> **Aim**: Please retype the data in full and exactly; the pictures are not part of the copy.

Entries from a dataset
☆ ☆ ☆ ☆ ☆ ☆ ☆

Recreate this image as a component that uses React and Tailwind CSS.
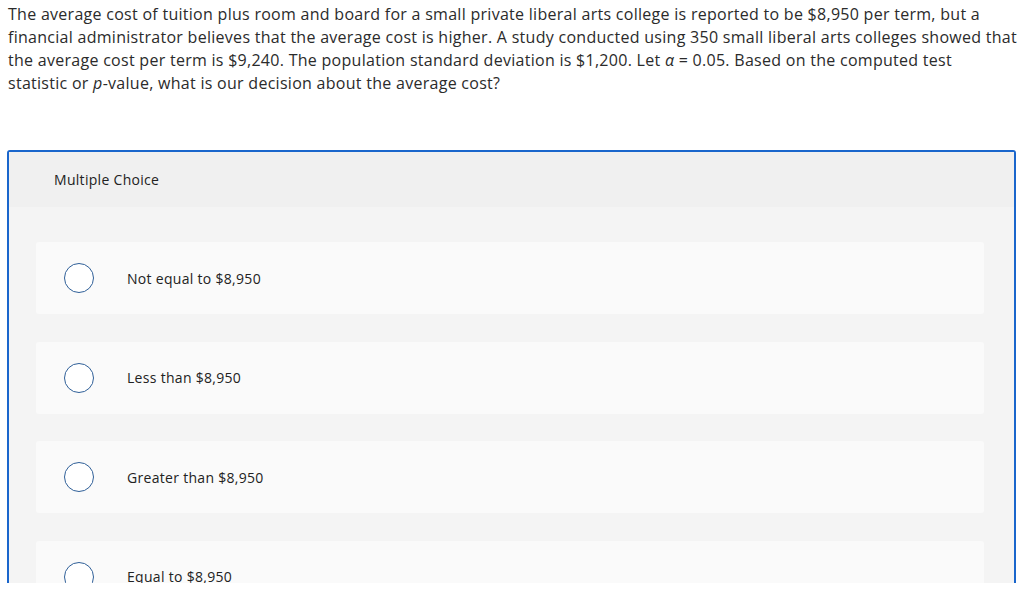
export default function App() {
  const options = ["Not equal to $8,950", "Less than $8,950", "Greater than $8,950", "Equal to $8,950"];
  return (
    <div className="w-[1024px] h-[583px] overflow-hidden bg-white text-[#333]" style={{ fontFamily: "'Open Sans', sans-serif" }}>
      <p className="pl-[8px] pr-[4px] pt-[3px] text-[16px] leading-[23px] tracking-[0.28px] text-[#2b2b2b]">
        The average cost of tuition plus room and board for a small private liberal arts college is reported to be $8,950 per term, but a financial administrator believes that the average cost is higher. A study conducted using 350 small liberal arts colleges showed that the average cost per term is $9,240. The population standard deviation is $1,200. Let <i>α</i> = 0.05. Based on the computed test<br />statistic or <i>p</i>-value, what is our decision about the average cost?
      </p>
      <div className="mt-[55px] ml-[7px] w-[1009px] border-2 border-[#1a66cc] rounded-[3px] bg-[#f4f4f4]">
        <div className="h-[55px] bg-[#f0f0f0] pl-[45px] flex items-center text-[14px] tracking-[0.3px] text-[#222]">Multiple Choice</div>
        <div className="pt-[35px] pl-[27px] pr-[30px] flex flex-col gap-[27.5px]">
          {options.map((o) => (
            <div key={o} className="h-[72px] bg-[#fafafa] rounded-[3px] flex items-center pl-[28px]">
              <div className="w-[30px] h-[30px] rounded-full border-[1.5px] border-[#2f5f98] bg-white shrink-0"></div>
              <span className="ml-[33px] text-[14px] tracking-[0.3px] text-[#222]">{o}</span>
            </div>
          ))}
        </div>
      </div>
    </div>
  );
}
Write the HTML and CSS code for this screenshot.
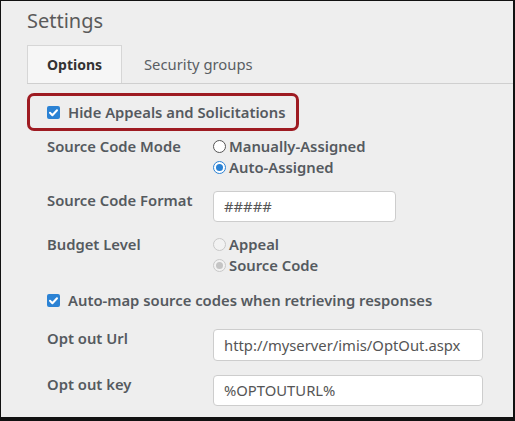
FILE: index.html
```html
<!DOCTYPE html>
<html>
<head>
<meta charset="utf-8">
<link rel="stylesheet" href="styles.css">
</head>
<body>
<div class="frame">
  <div class="title">Settings</div>
  <div class="tabs">
    <div class="tab active">Options</div>
    <div class="tab">Security groups</div>
  </div>
  <div class="highlight">
    <span class="check"><svg viewBox="0 0 13 13" width="13" height="13"><path d="M3 6.8 L5.4 9.2 L10 4.2" fill="none" stroke="#fff" stroke-width="2" stroke-linecap="round" stroke-linejoin="round"/></svg></span>
    <span class="strong">Hide Appeals and Solicitations</span>
  </div>
  <div class="form">
    <div class="row r-mode">
      <div class="label">Source Code Mode</div>
      <div class="opts">
        <div class="opt"><span class="radio"></span>Manually-Assigned</div>
        <div class="opt"><span class="radio on"></span>Auto-Assigned</div>
      </div>
    </div>
    <div class="row r-input r-format">
      <div class="label">Source Code Format</div>
      <div class="input short">#####</div>
    </div>
    <div class="row r-budget">
      <div class="label">Budget Level</div>
      <div class="opts">
        <div class="opt"><span class="radio dis"></span>Appeal</div>
        <div class="opt"><span class="radio dis on"></span>Source Code</div>
      </div>
    </div>
    <div class="row r-auto">
      <span class="check"><svg viewBox="0 0 13 13" width="13" height="13"><path d="M3 6.8 L5.4 9.2 L10 4.2" fill="none" stroke="#fff" stroke-width="2" stroke-linecap="round" stroke-linejoin="round"/></svg></span>
      <span class="strong">Auto-map source codes when retrieving responses</span>
    </div>
    <div class="row r-input r-url">
      <div class="label">Opt out Url</div>
      <div class="input long tall">http://myserver/imis/OptOut.aspx</div>
    </div>
    <div class="row r-input r-key">
      <div class="label">Opt out key</div>
      <div class="input long">%OPTOUTURL%</div>
    </div>
  </div>
</div>
</body>
</html>
```
FILE: styles.css
```css
html, body {
  margin: 0;
  padding: 0;
  background: #eeeeee;
}
.frame {
  width: 515px;
  height: 421px;
  box-sizing: border-box;
  border-style: solid;
  border-color: #111;
  border-width: 1px 2px 4px 1px;
  background: #eeeeee;
  padding-left: 26px;
  font-family: "Noto Sans", "Open Sans", sans-serif;
  font-size: 14.8px;
  color: #555a5f;
  overflow: hidden;
}
.title {
  font-size: 20px;
  line-height: 28px;
  margin-top: 6px;
  margin-bottom: 10px;
  color: #5a5a5a;
}
.tabs {
  display: flex;
  height: 38px;
  border-bottom: 1px solid #cfcfcf;
}
.tab {
  line-height: 38px;
  padding-left: 22px;
  color: #5a5e63;
}
.tab.active {
  box-sizing: border-box;
  width: 95px;
  padding: 0;
  text-align: center;
  background: #f6f6f6;
  border: 1px solid #d6d6d6;
  border-bottom: none;
  line-height: 37px;
  font-size: 14px;
  font-weight: 700;
  color: #333;
}
.highlight {
  box-sizing: border-box;
  width: 272px;
  height: 38px;
  margin-top: 9px;
  border: 3px solid #9e1b22;
  border-radius: 7px;
  display: flex;
  align-items: center;
  padding-left: 17px;
  gap: 8px;
}
.strong {
  font-weight: 600;
  line-height: 21px;
}
.check {
  display: inline-flex;
  width: 13px;
  height: 13px;
  background: #2b82d4;
  border-radius: 2px;
  flex: none;
}
.form {
  padding-left: 20px;
  margin-top: 5px;
}
.row {
  display: flex;
  align-items: flex-start;
}
.label {
  width: 166px;
  flex: none;
  font-weight: 600;
  line-height: 21px;
}
.r-input .label {
  line-height: 18px;
}
.opts {
  display: flex;
  flex-direction: column;
}
.opt {
  display: flex;
  align-items: center;
  gap: 3px;
  font-weight: 600;
  line-height: 21px;
}
.radio {
  box-sizing: border-box;
  width: 13px;
  height: 13px;
  border-radius: 50%;
  border: 1px solid #555;
  background: #fff;
  flex: none;
  position: relative;
}
.radio.on {
  border-color: #2b82d4;
}
.radio.on::after {
  content: "";
  position: absolute;
  left: 2px;
  top: 2px;
  width: 7px;
  height: 7px;
  border-radius: 50%;
  background: #2b82d4;
}
.radio.dis {
  border-color: #c8c8c8;
  background: #f2f2f2;
}
.radio.dis.on::after {
  background: #c4c4c4;
}
.input {
  box-sizing: border-box;
  height: 31px;
  background: #fff;
  border: 1px solid #cdcdcd;
  border-radius: 4px;
  padding-left: 10px;
  line-height: 29px;
  color: #555;
}
.input.short { width: 183px; }
.input.long { width: 270px; }
.input.tall { height: 32px; line-height: 30px; }
.r-format { margin-top: 13px; }
.r-budget { margin-top: 12px; }
.r-auto {
  margin-top: 14px;
  align-items: center;
  gap: 8px;
}
.r-url { margin-top: 18px; }
.r-key { margin-top: 14px; }
```
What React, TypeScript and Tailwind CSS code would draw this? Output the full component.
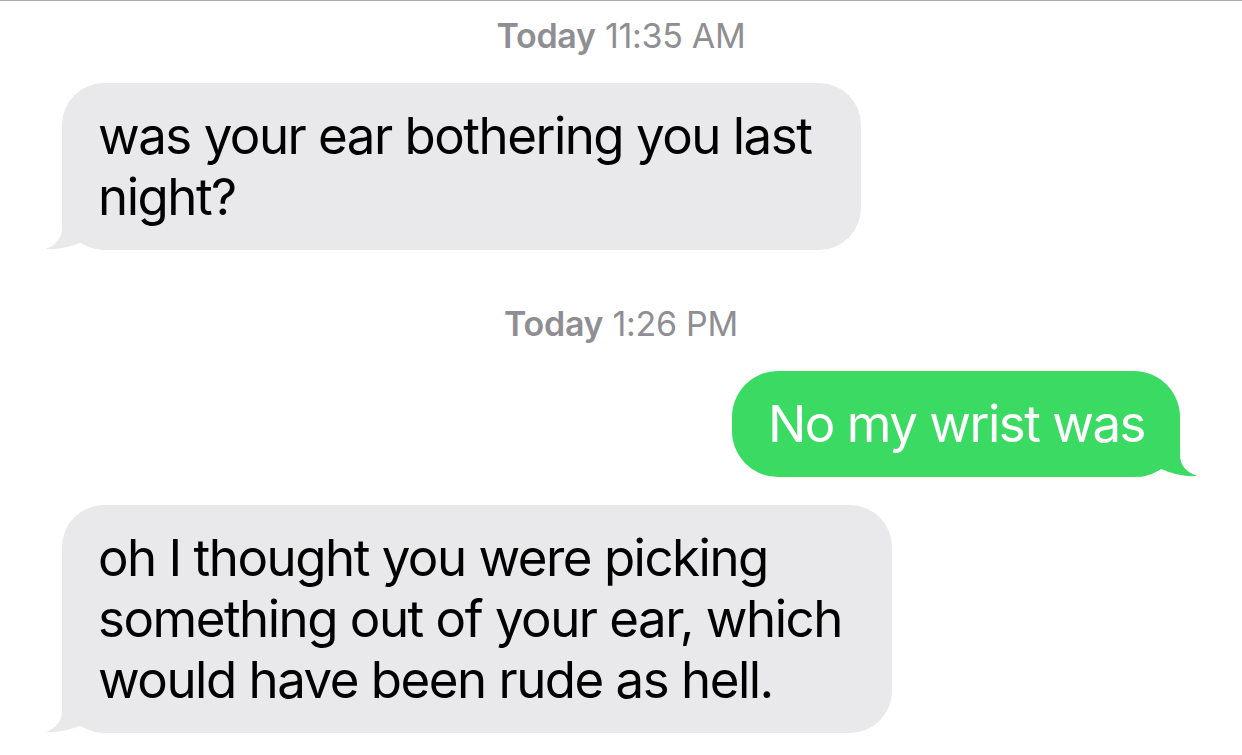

☆ ☆ ☆ ☆ ☆ ☆ ☆

> **Answer to this exercise**:
Recreate this image as a component that uses React and Tailwind CSS.
export default function App() {
  const options = ["Not equal to $8,950", "Less than $8,950", "Greater than $8,950", "Equal to $8,950"];
  return (
    <div className="w-[1024px] h-[583px] overflow-hidden bg-white text-[#333]" style={{ fontFamily: "'Open Sans', sans-serif" }}>
      <p className="pl-[8px] pr-[4px] pt-[3px] text-[16px] leading-[23px] tracking-[0.28px] text-[#2b2b2b]">
        The average cost of tuition plus room and board for a small private liberal arts college is reported to be $8,950 per term, but a financial administrator believes that the average cost is higher. A study conducted using 350 small liberal arts colleges showed that the average cost per term is $9,240. The population standard deviation is $1,200. Let <i>α</i> = 0.05. Based on the computed test<br />statistic or <i>p</i>-value, what is our decision about the average cost?
      </p>
      <div className="mt-[55px] ml-[7px] w-[1009px] border-2 border-[#1a66cc] rounded-[3px] bg-[#f4f4f4]">
        <div className="h-[55px] bg-[#f0f0f0] pl-[45px] flex items-center text-[14px] tracking-[0.3px] text-[#222]">Multiple Choice</div>
        <div className="pt-[35px] pl-[27px] pr-[30px] flex flex-col gap-[27.5px]">
          {options.map((o) => (
            <div key={o} className="h-[72px] bg-[#fafafa] rounded-[3px] flex items-center pl-[28px]">
              <div className="w-[30px] h-[30px] rounded-full border-[1.5px] border-[#2f5f98] bg-white shrink-0"></div>
              <span className="ml-[33px] text-[14px] tracking-[0.3px] text-[#222]">{o}</span>
            </div>
          ))}
        </div>
      </div>
    </div>
  );
}
Write the HTML and CSS code for this screenshot.
FILE: index.html
```html
<!DOCTYPE html>
<html>
<head>
<meta charset="utf-8">
<link rel="stylesheet" href="styles.css">
</head>
<body>
<div class="frame">
  <div class="title">Settings</div>
  <div class="tabs">
    <div class="tab active">Options</div>
    <div class="tab">Security groups</div>
  </div>
  <div class="highlight">
    <span class="check"><svg viewBox="0 0 13 13" width="13" height="13"><path d="M3 6.8 L5.4 9.2 L10 4.2" fill="none" stroke="#fff" stroke-width="2" stroke-linecap="round" stroke-linejoin="round"/></svg></span>
    <span class="strong">Hide Appeals and Solicitations</span>
  </div>
  <div class="form">
    <div class="row r-mode">
      <div class="label">Source Code Mode</div>
      <div class="opts">
        <div class="opt"><span class="radio"></span>Manually-Assigned</div>
        <div class="opt"><span class="radio on"></span>Auto-Assigned</div>
      </div>
    </div>
    <div class="row r-input r-format">
      <div class="label">Source Code Format</div>
      <div class="input short">#####</div>
    </div>
    <div class="row r-budget">
      <div class="label">Budget Level</div>
      <div class="opts">
        <div class="opt"><span class="radio dis"></span>Appeal</div>
        <div class="opt"><span class="radio dis on"></span>Source Code</div>
      </div>
    </div>
    <div class="row r-auto">
      <span class="check"><svg viewBox="0 0 13 13" width="13" height="13"><path d="M3 6.8 L5.4 9.2 L10 4.2" fill="none" stroke="#fff" stroke-width="2" stroke-linecap="round" stroke-linejoin="round"/></svg></span>
      <span class="strong">Auto-map source codes when retrieving responses</span>
    </div>
    <div class="row r-input r-url">
      <div class="label">Opt out Url</div>
      <div class="input long tall">http://myserver/imis/OptOut.aspx</div>
    </div>
    <div class="row r-input r-key">
      <div class="label">Opt out key</div>
      <div class="input long">%OPTOUTURL%</div>
    </div>
  </div>
</div>
</body>
</html>
```
FILE: styles.css
```css
html, body {
  margin: 0;
  padding: 0;
  background: #eeeeee;
}
.frame {
  width: 515px;
  height: 421px;
  box-sizing: border-box;
  border-style: solid;
  border-color: #111;
  border-width: 1px 2px 4px 1px;
  background: #eeeeee;
  padding-left: 26px;
  font-family: "Noto Sans", "Open Sans", sans-serif;
  font-size: 14.8px;
  color: #555a5f;
  overflow: hidden;
}
.title {
  font-size: 20px;
  line-height: 28px;
  margin-top: 6px;
  margin-bottom: 10px;
  color: #5a5a5a;
}
.tabs {
  display: flex;
  height: 38px;
  border-bottom: 1px solid #cfcfcf;
}
.tab {
  line-height: 38px;
  padding-left: 22px;
  color: #5a5e63;
}
.tab.active {
  box-sizing: border-box;
  width: 95px;
  padding: 0;
  text-align: center;
  background: #f6f6f6;
  border: 1px solid #d6d6d6;
  border-bottom: none;
  line-height: 37px;
  font-size: 14px;
  font-weight: 700;
  color: #333;
}
.highlight {
  box-sizing: border-box;
  width: 272px;
  height: 38px;
  margin-top: 9px;
  border: 3px solid #9e1b22;
  border-radius: 7px;
  display: flex;
  align-items: center;
  padding-left: 17px;
  gap: 8px;
}
.strong {
  font-weight: 600;
  line-height: 21px;
}
.check {
  display: inline-flex;
  width: 13px;
  height: 13px;
  background: #2b82d4;
  border-radius: 2px;
  flex: none;
}
.form {
  padding-left: 20px;
  margin-top: 5px;
}
.row {
  display: flex;
  align-items: flex-start;
}
.label {
  width: 166px;
  flex: none;
  font-weight: 600;
  line-height: 21px;
}
.r-input .label {
  line-height: 18px;
}
.opts {
  display: flex;
  flex-direction: column;
}
.opt {
  display: flex;
  align-items: center;
  gap: 3px;
  font-weight: 600;
  line-height: 21px;
}
.radio {
  box-sizing: border-box;
  width: 13px;
  height: 13px;
  border-radius: 50%;
  border: 1px solid #555;
  background: #fff;
  flex: none;
  position: relative;
}
.radio.on {
  border-color: #2b82d4;
}
.radio.on::after {
  content: "";
  position: absolute;
  left: 2px;
  top: 2px;
  width: 7px;
  height: 7px;
  border-radius: 50%;
  background: #2b82d4;
}
.radio.dis {
  border-color: #c8c8c8;
  background: #f2f2f2;
}
.radio.dis.on::after {
  background: #c4c4c4;
}
.input {
  box-sizing: border-box;
  height: 31px;
  background: #fff;
  border: 1px solid #cdcdcd;
  border-radius: 4px;
  padding-left: 10px;
  line-height: 29px;
  color: #555;
}
.input.short { width: 183px; }
.input.long { width: 270px; }
.input.tall { height: 32px; line-height: 30px; }
.r-format { margin-top: 13px; }
.r-budget { margin-top: 12px; }
.r-auto {
  margin-top: 14px;
  align-items: center;
  gap: 8px;
}
.r-url { margin-top: 18px; }
.r-key { margin-top: 14px; }
```
What React, TypeScript and Tailwind CSS code would draw this? Output the full component.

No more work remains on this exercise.